Устряловская история отныне становилась учебником политической жизни для молодых дворян.
И насколько Сергию Семеновичу приятнее было читать Устрялова, чем Пушкина, видевшего кровавые мятежи в прошлом и предрекавшего их в недалеком будущем.
И царевич Алексей у Николая Герасимовича кончал жизнь вполне пристойно: «Алексей с ужасом услышал приговор, пал без чувств и в тот же день скончался». Ни о жестоком дознании, ни о кнуте, ни о казнях сообщников царевича Устрялов не сказал ни слова.
Необыкновенно ловко обошелся он и с самым больным вопросом новой российской истории: «Низшее сословие достигло при Петре того состояния, к которому оно стремилось при его предшественниках. Писцовые книги при Михаиле Федоровиче и Алексее Михайловиче определили положение земледельцев, дотоле колебавшееся между укреплением к земле и свободою перехода; но не вполне решили этот вопрос, бывший источником многих неустройств, и не уничтожили различия между вотчинами и поместьями. Петр укрепил крестьян окончательно введением ревизии или подушной переписи: она уравняла казенные подати, обогатила казну, обнаружила государственные силы и вообще содействовала к порядку».

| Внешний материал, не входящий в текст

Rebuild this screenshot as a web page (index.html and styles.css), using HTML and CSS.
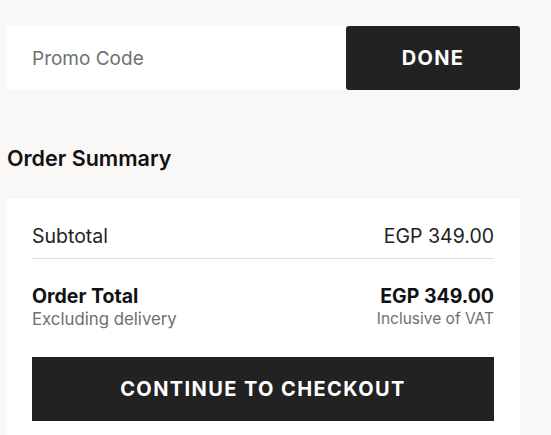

То состояние, к которому стремилось, по Устрялову, низшее сословие, было, попросту говоря, рабством. Введение Петром тотального рабства, уничтожившего последние вольные элементы в народе, по лицемерному мнению историка, «обогатило казну, обнаружило государственные силы и вообще содействовало порядку». Устрялов знал, как страстно крестьянство стремилось в прямо противоположную сторону. Конечно, он тут имел в виду не субъективное желание крестьян, а объективное направление процесса, но все едино — гладкое построение, коим он отделялся от политической и социальной гангрены, разъедавшей изнутри организм государства, было сознательно ложно.
Ревностно включившись в воспитание уваровской России, Устрялов создавал для нее уваровский вариант истории — идиллический вариант, демонстрирующий нерушимый социальный мир и дававший все основания для идеи «народности».
В «Записке о народном воспитании» Пушкин предлагал замешивать воспитующую силу истории на правде и откровенности. Уваров делал ставку на ложь и умолчания. Устрялов готов был к такой игре.
Молодой человек, воспитанный на «Истории» Устрялова, вполне мог поверить, что император и его сподвижники исходят во всех своих действиях из духа народа. Что они и в самом деле начали новый период истории, в коем Россия строит самое себя, исходя из неких небывалых доселе оснований.